= Pablo Montesino Cáceres =

Spanish academic (1781–1849)

Pedro Pablo Montesino y Cáceres (1781–1849) was a Spanish teacher and academic.

==Education and career==
Pedro Pablo Montesino y Cáceres was born in Fuente el Carnero in 1781. Montesino studied in Valladolid and later got his medical degree in Salamanca. He also served in the military.

Montesino was a man of liberal and progressive interests and as a result was exiled in London for 10 years (1823-1833).

He carried out the first implementation of the liberal education system and generalized many ideas proposed by other prominent teachers. He was the first principal of the Escuelas Normales, and his ideas were widely circulate. He focused on early childhood education, having observed the educational situation in London, and also set about proper teacher training.

When he returned to Spain he established the Sociedad para mejorar la educación del pueblo (Society for improving the education of the people), and following this he founded the first kindergarten school in 1838 in Madrid. He later created another such school that would bear his name. In 1839, he took part in the primary education reform, proposing the adoption of kindergarten schools and improved female education. One of his best known works was Manual para maestros de la escuela de Párvulos in 1840 (Handbook for kindergarten teachers). This work included all his educational ideas, and was the first theoretical framework introduced in Spain.

==Accomplishments==
From 1836, with the Duke of Rivas's Plan de Instrucción Pública (Plan of Public Instruction), the then newly formed liberal bourgeois government began to take steps to set up an educational model that suited their economic, ideological and political interests, following the basic tenets of the bourgeois liberal pedagogy. The main objective of this action was the construction of a national education system as was done in other European countries. For social and educational reasons, it was also necessary to meet the educational needs of younger children, through the establishment of kindergartens. For this purpose it was necessary to provide adequate training for teachers in special schools. The proper functioning of the system also required the creation of an inspectorate that would supervise, guide and advise teachers, while providing the necessary information to the government. Pablo Montesino played a key role in designing the programmes and the processes of implementation of the actions undertaken to achieve these ends.

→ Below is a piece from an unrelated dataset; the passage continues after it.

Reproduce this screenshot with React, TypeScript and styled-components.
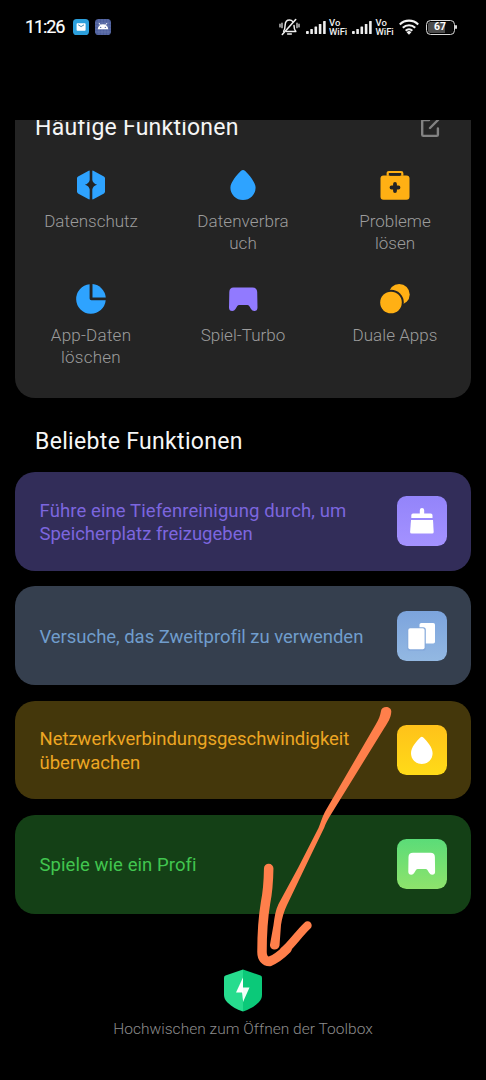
import React from "react";
import styled, { createGlobalStyle } from "styled-components";

const GlobalStyle = createGlobalStyle`
  * { box-sizing: border-box; }
  html, body { margin: 0; padding: 0; background: #000; }
  body { font-family: Roboto, "Liberation Sans", sans-serif; }
  svg { display: block; flex: none; }
`;

const Screen = styled.main`
  position: relative;
  width: 486px;
  height: 1080px;
  background: #000;
  overflow: hidden;
  display: flex;
  flex-direction: column;
`;

const StatusBar = styled.header`
  display: flex;
  align-items: center;
  justify-content: space-between;
  height: 54px;
  padding: 0 29px 0 25px;
  margin-bottom: 66px;
  flex: none;
`;

const StatusGroup = styled.div`
  display: flex;
  align-items: center;
`;

const Clock = styled.time`
  width: 48px;
  font-size: 18px;
  font-weight: 400;
  line-height: 20px;
  letter-spacing: -1.1px;
  color: #fff;
  -webkit-text-stroke: 0.2px #fff;
`;

const AppBadge = styled.svg`
  margin-right: 6px;
`;

const SignalSlot = styled.div`
  margin-left: 6px;
`;

const Carrier = styled.span`
  display: flex;
  flex-direction: column;
  width: 18.5px;
  margin: 0 4.5px 0 3.5px;
  font-size: 9.5px;
  line-height: 9.5px;
  font-weight: 500;
  letter-spacing: -0.1px;
  color: #eee;
  white-space: nowrap;
`;

const FunctionPanel = styled.section`
  flex: none;
  height: 278px;
  margin: 0 15px;
  background: #242424;
  border-radius: 0 0 20px 20px;
  overflow: hidden;
`;

const PanelHeader = styled.div`
  display: flex;
  justify-content: space-between;
  align-items: flex-start;
  height: 23px;
  padding: 0 31px 0 20px;

  svg {
    margin-top: -2px;
  }
`;

const Heading = styled.h2<{ $spacing: number; $leading: number }>`
  margin: 0;
  font-size: 23px;
  line-height: ${(p) => p.$leading}px;
  font-weight: 400;
  letter-spacing: ${(p) => p.$spacing}px;
  color: #f6f6f6;
  white-space: nowrap;
`;

const FunctionGrid = styled.div`
  display: grid;
  grid-template-columns: repeat(3, 152px);
  grid-auto-rows: 114px;
  padding-top: 26px;
`;

const FunctionItem = styled.div`
  display: flex;
  flex-direction: column;
  align-items: center;
`;

const FunctionLabel = styled.span<{ $spacing: number }>`
  margin-top: 9px;
  font-size: 17px;
  line-height: 22px;
  font-weight: 300;
  letter-spacing: ${(p) => p.$spacing}px;
  text-align: center;
  white-space: pre-line;
  color: #9c9c9c;
`;

const PopularTitle = styled.div`
  flex: none;
  padding: 29px 35px 15px;
`;

const CardList = styled.section`
  display: flex;
  flex-direction: column;
  gap: 15.5px;
  padding: 0 15px;
`;

const Card = styled.article<{ $bg: string; $fg: string }>`
  display: flex;
  align-items: center;
  justify-content: space-between;
  height: 98.8px;
  padding: 0 24.5px;
  border-radius: 20px;
  background: ${(p) => p.$bg};
  color: ${(p) => p.$fg};
`;

const CardText = styled.p`
  margin: 0;
  padding-top: 3.4px;
  font-size: 18.5px;
  line-height: 23.5px;
`;

const Line = styled.span<{ $spacing: number }>`
  display: block;
  letter-spacing: ${(p) => p.$spacing}px;
  white-space: nowrap;
`;

const Tile = styled.div<{ $from: string; $to: string }>`
  width: 50px;
  height: 50px;
  flex: none;
  border-radius: 9.5px;
  background: linear-gradient(${(p) => p.$from}, ${(p) => p.$to});
`;

const Footer = styled.footer`
  display: flex;
  flex-direction: column;
  align-items: center;
  padding-top: 55.3px;
`;

const FooterText = styled.span`
  margin-top: 6.5px;
  font-size: 15.5px;
  line-height: 22px;
  font-weight: 300;
  letter-spacing: 0.03px;
  color: #8c8c8c;
  white-space: nowrap;
`;

const Annotation = styled.svg`
  position: absolute;
  inset: 0;
  pointer-events: none;
`;

const MailBadge = () => (
  <AppBadge width="16" height="16" viewBox="0 0 16 16">
    <rect width="16" height="16" rx="3.6" fill="#2b9fdc" />
    <rect x="3.6" y="4.2" width="9" height="7.6" rx="0.8" fill="#fff" />
    <path d="M5.2 5.8 8.1 7.6l2.9-1.8" fill="none" stroke="#2b7fae" strokeWidth="0.9" />
  </AppBadge>
);

const AndroidBadge = () => (
  <AppBadge width="16" height="16" viewBox="0 0 16 16">
    <rect width="16" height="16" rx="3.6" fill="#4d5f9c" />
    <path d="M0 4h16M0 7h16M0 10h16M0 13h16M4 0v16M7 0v16M10 0v16M13 0v16" stroke="#7180b5" strokeWidth="0.6" />
    <path d="M2.8 10.2a5.2 5 0 0 1 10.4 0z" fill="#fff" />
    <path d="m4 4 1.6 2.3M12 4l-1.6 2.3" stroke="#fff" strokeWidth="0.9" />
    <circle cx="5.7" cy="8.4" r="0.6" fill="#4d5f9c" />
    <circle cx="10.3" cy="8.4" r="0.6" fill="#4d5f9c" />
  </AppBadge>
);

const BellOff = () => (
  <svg width="21" height="18" viewBox="0 0 21 18" fill="none" stroke="#eee" strokeLinecap="round" strokeLinejoin="round">
    <path d="M4.6 13.2C6 11.8 6 10 6.1 7.2 6.3 4 8 2 10.5 2c1.4 0 2.5.6 3.3 1.6M15 7.5c0 3 .2 4.4 1.8 5.9H7.5" strokeWidth="1.5" />
    <path d="M8.7 16h3.6" strokeWidth="1.6" />
    <path d="M3.3 16.5 16.7 1.5" strokeWidth="1.6" />
    <path d="M3 5.2v4.5M1 6.2V9M18 5.2v4.5M20 6.2V9" strokeWidth="1.2" />
  </svg>
);

const Signal = () => (
  <svg width="20" height="13" viewBox="0 0 20 13" fill="#eee">
    <rect x="0" y="10" width="2.8" height="3" rx="0.8" />
    <rect x="4.3" y="8" width="2.6" height="5" rx="0.6" />
    <rect x="8.5" y="5.5" width="2.6" height="7.5" rx="0.6" />
    <rect x="12.8" y="3" width="2.6" height="10" rx="0.6" />
    <rect x="17.1" y="0" width="2.6" height="13" rx="0.6" />
  </svg>
);

const Wifi = () => (
  <svg width="20" height="16" viewBox="0 0 20 16" fill="none" stroke="#f2f2f2" strokeWidth="2.1">
    <path d="M.8 5.4a13.2 13.2 0 0 1 18.4 0M3.8 8.7a9 9 0 0 1 12.4 0M6.7 11.7a4.8 4.8 0 0 1 6.6 0" />
    <path d="m10 15.7 2.4-2.5a3.5 3.5 0 0 0-4.8 0z" fill="#f2f2f2" stroke="none" />
  </svg>
);

const BatteryWrap = styled.div`
  display: flex;
  align-items: center;
  margin-left: 7px;
`;

const BatteryBody = styled.div`
  display: flex;
  align-items: center;
  justify-content: center;
  width: 29px;
  height: 15px;
  border: 1.5px solid #d8d8d8;
  border-radius: 4.5px;
  background: linear-gradient(90deg, #4c4c4c 66%, #0c0c0c 66%);
  box-shadow: inset 0 0 0 1px #000;
  font-size: 10.5px;
  line-height: 12px;
  font-weight: 700;
  color: #fff;
`;

const BatteryTip = styled.div`
  width: 1.8px;
  height: 4px;
  margin-left: 0.6px;
  background: #d8d8d8;
  border-radius: 1px;
`;

const EditIcon = () => (
  <svg width="20" height="20" viewBox="0 0 20 20" fill="none" stroke="#828282" strokeWidth="2.4" strokeLinecap="round" strokeLinejoin="round">
    <path d="M9 2H3.3Q2.2 2 2.2 3.2v13.5Q2.2 17.9 3.4 17.9h13.3q1.2 0 1.2-1.2V10.500" />
    <path d="m10 10 8-8" />
  </svg>
);

const PrivacyIcon = () => (
  <svg width="32" height="32" viewBox="0 0 32 32" fill="#2ea3ff">
    <path d="M14.7 2.2q0-1-1-.5L3.1 7.4Q2 8 2 9.3v13.3q0 1.2 1 1.8l10.7 5.9q1 .5 1-.6v-9.3q-.5-3.3-4.8-4.7 4.3-1.3 4.8-4.7z" />
    <path d="M17.3 2.2q0-1 1-.5l10.6 5.7Q30 8 30 9.3v13.3q0 1.2-1 1.8l-10.7 5.9q-1 .5-1-.6v-9.3q.5-3.3 4.8-4.7-4.3-1.3-4.8-4.7z" />
  </svg>
);

const DropIcon = () => (
  <svg width="32" height="32" viewBox="0 0 32 32">
    <path d="M13.800 2.100Q16 0 18.200 2.100C21.700 5.600 28.600 13.200 28.600 18.800A12.600 12.200 0 0 1 3.400 18.800C3.400 13.200 10.300 5.600 13.800 2.100Z" fill="#2ea3ff" />
  </svg>
);

const KitIcon = () => (
  <svg width="32" height="32" viewBox="0 0 32 32">
    <rect x="1.5" y="6.6" width="29" height="24.2" rx="3" fill="#ffb014" />
    <path d="M8.7 6.8V4.2q0-1.2 1.2-1.2h12.2q1.2 0 1.2 1.2v2.6" fill="none" stroke="#ffb014" strokeWidth="2.2" />
    <rect x="10.6" y="4.6" width="10.8" height="2.2" fill="#242424" />
    <path d="M16 15v7M12.5 18.5h7" stroke="#242424" strokeWidth="3.8" strokeLinecap="round" />
  </svg>
);

const PieIcon = () => (
  <svg width="32" height="32" viewBox="0 0 32 32" fill="#2ea3ff">
    <path d="M14.6 1.2A14.8 14.8 0 1 0 30.7 17.3H16.4q-1.8 0-1.8-1.8z" />
    <path d="M17.5 1.1A14.8 14.8 0 0 1 30.8 14.5H17.5z" />
  </svg>
);

const GamepadIcon = ({ color }: { color: string }) => (
  <svg width="32" height="32" viewBox="0 0 32 32">
    <path d="M6.500 4.500h19q4.500 0 4.700 4.500l.3 15.500q0 3.500-3.300 3.500-2 0-3.200-2l-1.800-3q-.7-1-1.900-1h-8.100q-1.200 0-1.900 1l-1.800 3q-1.200 2-3.200 2-3.300 0-3.300-3.500L2.300 9q.2-4.500 4.200-4.500z" fill={color} />
  </svg>
);

const DualIcon = () => (
  <svg width="32" height="32" viewBox="0 0 32 32">
    <circle cx="20.2" cy="11.4" r="10.5" fill="#ffb014" />
    <circle cx="12" cy="19.5" r="12.8" fill="#242424" />
    <circle cx="12" cy="19.5" r="10.8" fill="#ffb014" />
  </svg>
);

const BrushGlyph = () => (
  <svg width="50" height="50" viewBox="0 0 50 50" fill="#fff">
    <path d="M22.800 17.500v-3.200a2.200 2.200 0 0 1 4.400 0v3.200h6.600q1.700 0 1.700 1.700v2.700H14.300v-2.700q0-1.700 1.700-1.700z" />
    <path d="M14 24h22l.7 12q0 1.500-1.500 1.500H14.600q-1.500 0-1.500-1.500z" />
  </svg>
);

const PagesGlyph = () => (
  <svg width="50" height="50" viewBox="0 0 50 50" fill="#fff">
    <rect x="22.5" y="12" width="15.5" height="20.5" rx="1.8" />
    <rect x="10.3" y="16.2" width="18.5" height="23.5" rx="2.5" fill="#84a9db" />
    <rect x="11.3" y="17.2" width="16.3" height="21" rx="1.8" />
  </svg>
);

const DropGlyph = () => (
  <svg width="50" height="50" viewBox="0 0 50 50" fill="#fff">
    <path d="M23.600 12.300q1.200-1.300 2.400 0c4 4 9.600 10 9.600 16A10.800 10.800 0 0 1 14 28.300c0-6 5.600-12 9.600-16z" />
  </svg>
);

const PadGlyph = () => (
  <svg width="50" height="50" viewBox="0 0 50 50" fill="#fff">
    <path d="M16 13.700h17.500q4.200 0 4.400 4.200l.2 14.500q0 3.300-3 3.300-1.900 0-3-1.900l-1.700-2.800q-.6-1-1.800-1h-7.800q-1.200 0-1.800 1l-1.700 2.800q-1.100 1.900-3 1.900-3 0-3-3.300l.2-14.500q.2-4.200 4.500-4.200z" />
  </svg>
);

const ShieldIcon = () => (
  <svg width="38" height="43" viewBox="0 0 38 43">
    <path d="M19 .5 1.500 6.600Q0 7.200 0 8.800V26q0 4 3.500 7.500C8 38 13.500 40.500 17.500 42.100q.8.300 1.500.3z" fill="#27dc8e" />
    <path d="m19 .5 17.500 6.100Q38 7.200 38 8.800V26q0 4-3.500 7.500C30 38 24.500 40.500 20.500 42.100q-.8.300-1.500.3z" fill="#0bc979" />
    <path d="M19 8.500 12 23.500h7z" fill="#fff" />
    <path d="M19 8.500v10h6.500L19 33z" fill="#f0fff7" />
    <path d="M18 23h1.200v10z" fill="#fff" />
  </svg>
);

const functions = [
  { label: "Datenschutz", spacing: 0, icon: <PrivacyIcon /> },
  { label: "Datenverbra\nuch", spacing: 0.1, icon: <DropIcon /> },
  { label: "Probleme\nlösen", spacing: 0, icon: <KitIcon /> },
  { label: "App-Daten\nlöschen", spacing: 0.25, icon: <PieIcon /> },
  { label: "Spiel-Turbo", spacing: 0.05, icon: <GamepadIcon color="#917aff" /> },
  { label: "Duale Apps", spacing: 0.05, icon: <DualIcon /> },
];

const cards = [
  {
    lines: [
      { text: "Führe eine Tiefenreinigung durch, um", spacing: 0.1 },
      { text: "Speicherplatz freizugeben", spacing: 0 },
    ],
    bg: "#322d59", fg: "#7c66df", from: "#9384fa", to: "#a492ff", glyph: <BrushGlyph />,
  },
  {
    lines: [{ text: "Versuche, das Zweitprofil zu verwenden", spacing: -0.04 }],
    bg: "#353f4e", fg: "#709dcc", from: "#7ca4dd", to: "#93b8e2", glyph: <PagesGlyph />,
  },
  {
    lines: [
      { text: "Netzwerkverbindungsgeschwindigkeit", spacing: -0.05 },
      { text: "überwachen", spacing: 0 },
    ],
    bg: "#44370b", fg: "#eda623", from: "#ffc21a", to: "#ffdb18", glyph: <DropGlyph />,
  },
  {
    lines: [{ text: "Spiele wie ein Profi", spacing: 0.07 }],
    bg: "#144016", fg: "#41c64f", from: "#5bdc78", to: "#8ee36c", glyph: <PadGlyph />,
  },
];

export default function App() {
  return (
    <>
      <GlobalStyle />
      <Screen>
        <StatusBar>
          <StatusGroup>
            <Clock>11:26</Clock>
            <MailBadge />
            <AndroidBadge />
          </StatusGroup>
          <StatusGroup>
            <BellOff />
            <SignalSlot><Signal /></SignalSlot>
            <Carrier><span>Vo</span><span>WiFi</span></Carrier>
            <Signal />
            <Carrier><span>Vo</span><span>WiFi</span></Carrier>
            <Wifi />
            <BatteryWrap>
              <BatteryBody>67</BatteryBody>
              <BatteryTip />
            </BatteryWrap>
          </StatusGroup>
        </StatusBar>

        <FunctionPanel>
          <PanelHeader>
            <Heading $spacing={0.24} $leading={16}>Häufige Funktionen</Heading>
            <EditIcon />
          </PanelHeader>
          <FunctionGrid>
            {functions.map((f) => (
              <FunctionItem key={f.label}>
                {f.icon}
                <FunctionLabel $spacing={f.spacing}>{f.label}</FunctionLabel>
              </FunctionItem>
            ))}
          </FunctionGrid>
        </FunctionPanel>

        <PopularTitle>
          <Heading $spacing={0.33} $leading={30}>Beliebte Funktionen</Heading>
        </PopularTitle>

        <CardList>
          {cards.map((c) => (
            <Card key={c.bg} $bg={c.bg} $fg={c.fg}>
              <CardText>
                {c.lines.map((l) => (
                  <Line key={l.text} $spacing={l.spacing}>{l.text}</Line>
                ))}
              </CardText>
              <Tile $from={c.from} $to={c.to}>{c.glyph}</Tile>
            </Card>
          ))}
        </CardList>

        <Footer>
          <ShieldIcon />
          <FooterText>Hochwischen zum Öffnen der Toolbox</FooterText>
        </Footer>

        <Annotation width="486" height="1080" viewBox="0 0 486 1080">
          <path
            d="M381 711C381.500 705.500 391.500 705.500 391.300 711.700C391 718 387.500 723 384.300 728L330 816C327.500 820 325.800 823.500 324.300 827.500L310 857L287 905C284 911 282 918 281 925L279.500 945.500C278.500 951.500 269.500 950.500 270 944.500L273.500 925C274.500 917 275.500 910 278.500 904L298 868L318.500 828C320.500 823 322 817.500 325 811.700L376 724C379 719 380 716 381 711Z"
            fill="#ff7f4b"
          />
          <path
            d="M268.700 868.500C268.500 882 267.500 893 265.500 903C263 918 262 936 262 952C262 958 265 961.500 269.500 961.500C276 959 282 954 287 949"
            fill="none" stroke="#ff7f4b" strokeWidth="9.500" strokeLinecap="round" strokeLinejoin="round"
          />
          <path d="M284 951C292 944 299 933.500 307.500 925.500" fill="none" stroke="#ff7f4b" strokeWidth="8.400" strokeLinecap="round" />
        </Annotation>
      </Screen>
    </>
  );
}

One of Montesino' greatest accomplishments throughout his career was his work in the Escuelas Normales. The Escuelas Normales emerged in Spain in the forties and were primarily concerned with teacher training. In 1843 he delineated what teachers were to become and accordingly reorganized the Escuelas Normales. Many of these centers experienced an initial period of uncertainty during which they would not function as Escuelas Normales except in name only. For Montesino there were only two ways to create high caliber teachers: either improve teacher quality through the creation of Escuelas Normales or impose an obligation to provide them with good training. Montesino considered the first option to be superior.